Work instructions: Without the pictures, write out all the lines below exactly as they appear.

Source excerpt:
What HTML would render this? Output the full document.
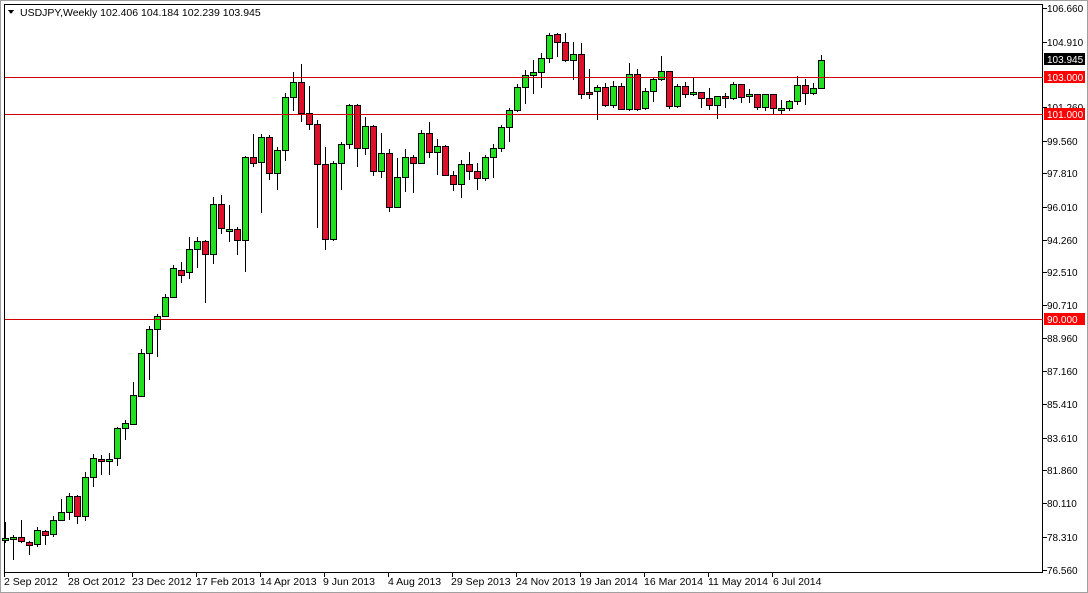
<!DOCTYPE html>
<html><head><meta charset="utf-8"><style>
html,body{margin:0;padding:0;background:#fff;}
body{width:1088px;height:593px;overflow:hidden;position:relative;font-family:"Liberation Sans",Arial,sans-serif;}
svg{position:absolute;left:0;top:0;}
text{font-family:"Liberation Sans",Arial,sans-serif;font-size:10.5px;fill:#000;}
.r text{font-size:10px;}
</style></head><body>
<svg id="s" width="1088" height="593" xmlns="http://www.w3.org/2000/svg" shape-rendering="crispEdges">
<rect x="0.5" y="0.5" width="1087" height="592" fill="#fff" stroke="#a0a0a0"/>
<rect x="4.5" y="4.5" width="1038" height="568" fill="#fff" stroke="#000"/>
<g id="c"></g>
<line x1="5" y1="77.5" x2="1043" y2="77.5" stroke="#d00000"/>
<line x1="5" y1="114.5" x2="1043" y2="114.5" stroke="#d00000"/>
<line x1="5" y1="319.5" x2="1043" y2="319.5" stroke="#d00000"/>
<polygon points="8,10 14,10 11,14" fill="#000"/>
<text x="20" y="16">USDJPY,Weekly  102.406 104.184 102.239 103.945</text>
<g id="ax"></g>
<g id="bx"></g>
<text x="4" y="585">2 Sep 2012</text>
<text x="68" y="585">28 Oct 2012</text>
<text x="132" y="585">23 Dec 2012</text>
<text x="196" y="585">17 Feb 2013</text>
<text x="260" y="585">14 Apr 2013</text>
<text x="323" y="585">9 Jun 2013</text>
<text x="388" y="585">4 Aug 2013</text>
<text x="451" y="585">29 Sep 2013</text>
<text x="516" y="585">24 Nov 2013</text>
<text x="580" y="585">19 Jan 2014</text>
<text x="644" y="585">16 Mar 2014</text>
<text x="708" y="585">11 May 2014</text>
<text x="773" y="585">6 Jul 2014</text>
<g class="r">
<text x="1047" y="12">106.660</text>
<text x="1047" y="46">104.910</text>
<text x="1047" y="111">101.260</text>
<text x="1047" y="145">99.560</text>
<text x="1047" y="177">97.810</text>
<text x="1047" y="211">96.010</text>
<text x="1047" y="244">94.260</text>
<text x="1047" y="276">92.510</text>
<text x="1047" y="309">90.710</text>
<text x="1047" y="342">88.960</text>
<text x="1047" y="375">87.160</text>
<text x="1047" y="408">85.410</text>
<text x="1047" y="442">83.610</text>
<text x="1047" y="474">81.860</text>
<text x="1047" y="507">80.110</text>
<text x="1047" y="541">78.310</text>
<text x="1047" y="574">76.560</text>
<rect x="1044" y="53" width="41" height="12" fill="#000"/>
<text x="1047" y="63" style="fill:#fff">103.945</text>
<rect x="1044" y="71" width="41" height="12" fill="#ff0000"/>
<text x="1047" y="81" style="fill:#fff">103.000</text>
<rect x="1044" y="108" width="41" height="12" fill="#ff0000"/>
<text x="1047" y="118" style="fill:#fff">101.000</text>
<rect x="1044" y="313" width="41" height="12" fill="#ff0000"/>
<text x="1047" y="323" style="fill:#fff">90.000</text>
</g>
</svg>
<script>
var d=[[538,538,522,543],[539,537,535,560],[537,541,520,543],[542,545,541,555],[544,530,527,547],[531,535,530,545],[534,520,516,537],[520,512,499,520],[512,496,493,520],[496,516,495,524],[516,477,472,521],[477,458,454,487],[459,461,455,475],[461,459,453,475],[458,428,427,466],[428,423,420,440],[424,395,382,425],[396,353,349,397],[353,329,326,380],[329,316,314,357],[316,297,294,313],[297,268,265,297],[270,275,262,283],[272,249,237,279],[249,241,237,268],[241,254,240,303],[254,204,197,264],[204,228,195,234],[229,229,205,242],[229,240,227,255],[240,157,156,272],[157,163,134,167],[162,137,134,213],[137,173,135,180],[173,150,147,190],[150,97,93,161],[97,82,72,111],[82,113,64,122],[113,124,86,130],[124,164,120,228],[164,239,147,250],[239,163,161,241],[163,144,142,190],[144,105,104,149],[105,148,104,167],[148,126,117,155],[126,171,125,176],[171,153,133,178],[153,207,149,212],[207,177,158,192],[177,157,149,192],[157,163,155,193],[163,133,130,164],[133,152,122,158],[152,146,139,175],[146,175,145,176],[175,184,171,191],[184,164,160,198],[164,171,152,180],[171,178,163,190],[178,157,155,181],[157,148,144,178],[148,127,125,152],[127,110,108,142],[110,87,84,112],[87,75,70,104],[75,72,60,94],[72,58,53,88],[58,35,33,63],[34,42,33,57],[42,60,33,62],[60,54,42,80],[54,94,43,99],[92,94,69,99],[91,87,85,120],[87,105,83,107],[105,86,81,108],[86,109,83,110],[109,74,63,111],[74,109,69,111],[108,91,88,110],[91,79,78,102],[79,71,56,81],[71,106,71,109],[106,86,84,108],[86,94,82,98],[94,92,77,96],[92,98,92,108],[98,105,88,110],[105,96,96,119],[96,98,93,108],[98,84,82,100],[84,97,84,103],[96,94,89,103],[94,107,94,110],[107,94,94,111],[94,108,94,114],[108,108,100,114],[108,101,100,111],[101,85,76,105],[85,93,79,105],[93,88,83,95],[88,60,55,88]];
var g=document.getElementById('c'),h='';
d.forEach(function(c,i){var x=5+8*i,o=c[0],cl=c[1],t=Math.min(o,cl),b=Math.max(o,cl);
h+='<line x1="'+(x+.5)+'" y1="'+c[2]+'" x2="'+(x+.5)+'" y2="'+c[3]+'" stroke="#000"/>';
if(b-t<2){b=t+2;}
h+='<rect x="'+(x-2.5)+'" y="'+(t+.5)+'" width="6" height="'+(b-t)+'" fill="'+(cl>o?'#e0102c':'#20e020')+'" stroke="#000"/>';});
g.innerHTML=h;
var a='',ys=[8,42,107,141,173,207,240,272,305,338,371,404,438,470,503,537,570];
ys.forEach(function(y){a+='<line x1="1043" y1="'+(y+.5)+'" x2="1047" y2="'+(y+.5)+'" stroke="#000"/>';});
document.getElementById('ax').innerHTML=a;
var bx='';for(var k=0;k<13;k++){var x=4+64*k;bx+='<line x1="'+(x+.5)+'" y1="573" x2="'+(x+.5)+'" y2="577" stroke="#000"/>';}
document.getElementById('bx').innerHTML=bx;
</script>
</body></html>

Exercise output:
What HTML would render this? Output the full document.
<!DOCTYPE html>
<html><head><meta charset="utf-8"><style>
html,body{margin:0;padding:0;background:#fff;}
body{width:1088px;height:593px;overflow:hidden;position:relative;font-family:"Liberation Sans",Arial,sans-serif;}
svg{position:absolute;left:0;top:0;}
text{font-family:"Liberation Sans",Arial,sans-serif;font-size:10.5px;fill:#000;}
.r text{font-size:10px;}
</style></head><body>
<svg id="s" width="1088" height="593" xmlns="http://www.w3.org/2000/svg" shape-rendering="crispEdges">
<rect x="0.5" y="0.5" width="1087" height="592" fill="#fff" stroke="#a0a0a0"/>
<rect x="4.5" y="4.5" width="1038" height="568" fill="#fff" stroke="#000"/>
<g id="c"></g>
<line x1="5" y1="77.5" x2="1043" y2="77.5" stroke="#d00000"/>
<line x1="5" y1="114.5" x2="1043" y2="114.5" stroke="#d00000"/>
<line x1="5" y1="319.5" x2="1043" y2="319.5" stroke="#d00000"/>
<polygon points="8,10 14,10 11,14" fill="#000"/>
<text x="20" y="16">USDJPY,Weekly  102.406 104.184 102.239 103.945</text>
<g id="ax"></g>
<g id="bx"></g>
<text x="4" y="585">2 Sep 2012</text>
<text x="68" y="585">28 Oct 2012</text>
<text x="132" y="585">23 Dec 2012</text>
<text x="196" y="585">17 Feb 2013</text>
<text x="260" y="585">14 Apr 2013</text>
<text x="323" y="585">9 Jun 2013</text>
<text x="388" y="585">4 Aug 2013</text>
<text x="451" y="585">29 Sep 2013</text>
<text x="516" y="585">24 Nov 2013</text>
<text x="580" y="585">19 Jan 2014</text>
<text x="644" y="585">16 Mar 2014</text>
<text x="708" y="585">11 May 2014</text>
<text x="773" y="585">6 Jul 2014</text>
<g class="r">
<text x="1047" y="12">106.660</text>
<text x="1047" y="46">104.910</text>
<text x="1047" y="111">101.260</text>
<text x="1047" y="145">99.560</text>
<text x="1047" y="177">97.810</text>
<text x="1047" y="211">96.010</text>
<text x="1047" y="244">94.260</text>
<text x="1047" y="276">92.510</text>
<text x="1047" y="309">90.710</text>
<text x="1047" y="342">88.960</text>
<text x="1047" y="375">87.160</text>
<text x="1047" y="408">85.410</text>
<text x="1047" y="442">83.610</text>
<text x="1047" y="474">81.860</text>
<text x="1047" y="507">80.110</text>
<text x="1047" y="541">78.310</text>
<text x="1047" y="574">76.560</text>
<rect x="1044" y="53" width="41" height="12" fill="#000"/>
<text x="1047" y="63" style="fill:#fff">103.945</text>
<rect x="1044" y="71" width="41" height="12" fill="#ff0000"/>
<text x="1047" y="81" style="fill:#fff">103.000</text>
<rect x="1044" y="108" width="41" height="12" fill="#ff0000"/>
<text x="1047" y="118" style="fill:#fff">101.000</text>
<rect x="1044" y="313" width="41" height="12" fill="#ff0000"/>
<text x="1047" y="323" style="fill:#fff">90.000</text>
</g>
</svg>
<script>
var d=[[538,538,522,543],[539,537,535,560],[537,541,520,543],[542,545,541,555],[544,530,527,547],[531,535,530,545],[534,520,516,537],[520,512,499,520],[512,496,493,520],[496,516,495,524],[516,477,472,521],[477,458,454,487],[459,461,455,475],[461,459,453,475],[458,428,427,466],[428,423,420,440],[424,395,382,425],[396,353,349,397],[353,329,326,380],[329,316,314,357],[316,297,294,313],[297,268,265,297],[270,275,262,283],[272,249,237,279],[249,241,237,268],[241,254,240,303],[254,204,197,264],[204,228,195,234],[229,229,205,242],[229,240,227,255],[240,157,156,272],[157,163,134,167],[162,137,134,213],[137,173,135,180],[173,150,147,190],[150,97,93,161],[97,82,72,111],[82,113,64,122],[113,124,86,130],[124,164,120,228],[164,239,147,250],[239,163,161,241],[163,144,142,190],[144,105,104,149],[105,148,104,167],[148,126,117,155],[126,171,125,176],[171,153,133,178],[153,207,149,212],[207,177,158,192],[177,157,149,192],[157,163,155,193],[163,133,130,164],[133,152,122,158],[152,146,139,175],[146,175,145,176],[175,184,171,191],[184,164,160,198],[164,171,152,180],[171,178,163,190],[178,157,155,181],[157,148,144,178],[148,127,125,152],[127,110,108,142],[110,87,84,112],[87,75,70,104],[75,72,60,94],[72,58,53,88],[58,35,33,63],[34,42,33,57],[42,60,33,62],[60,54,42,80],[54,94,43,99],[92,94,69,99],[91,87,85,120],[87,105,83,107],[105,86,81,108],[86,109,83,110],[109,74,63,111],[74,109,69,111],[108,91,88,110],[91,79,78,102],[79,71,56,81],[71,106,71,109],[106,86,84,108],[86,94,82,98],[94,92,77,96],[92,98,92,108],[98,105,88,110],[105,96,96,119],[96,98,93,108],[98,84,82,100],[84,97,84,103],[96,94,89,103],[94,107,94,110],[107,94,94,111],[94,108,94,114],[108,108,100,114],[108,101,100,111],[101,85,76,105],[85,93,79,105],[93,88,83,95],[88,60,55,88]];
var g=document.getElementById('c'),h='';
d.forEach(function(c,i){var x=5+8*i,o=c[0],cl=c[1],t=Math.min(o,cl),b=Math.max(o,cl);
h+='<line x1="'+(x+.5)+'" y1="'+c[2]+'" x2="'+(x+.5)+'" y2="'+c[3]+'" stroke="#000"/>';
if(b-t<2){b=t+2;}
h+='<rect x="'+(x-2.5)+'" y="'+(t+.5)+'" width="6" height="'+(b-t)+'" fill="'+(cl>o?'#e0102c':'#20e020')+'" stroke="#000"/>';});
g.innerHTML=h;
var a='',ys=[8,42,107,141,173,207,240,272,305,338,371,404,438,470,503,537,570];
ys.forEach(function(y){a+='<line x1="1043" y1="'+(y+.5)+'" x2="1047" y2="'+(y+.5)+'" stroke="#000"/>';});
document.getElementById('ax').innerHTML=a;
var bx='';for(var k=0;k<13;k++){var x=4+64*k;bx+='<line x1="'+(x+.5)+'" y1="573" x2="'+(x+.5)+'" y2="577" stroke="#000"/>';}
document.getElementById('bx').innerHTML=bx;
</script>
</body></html>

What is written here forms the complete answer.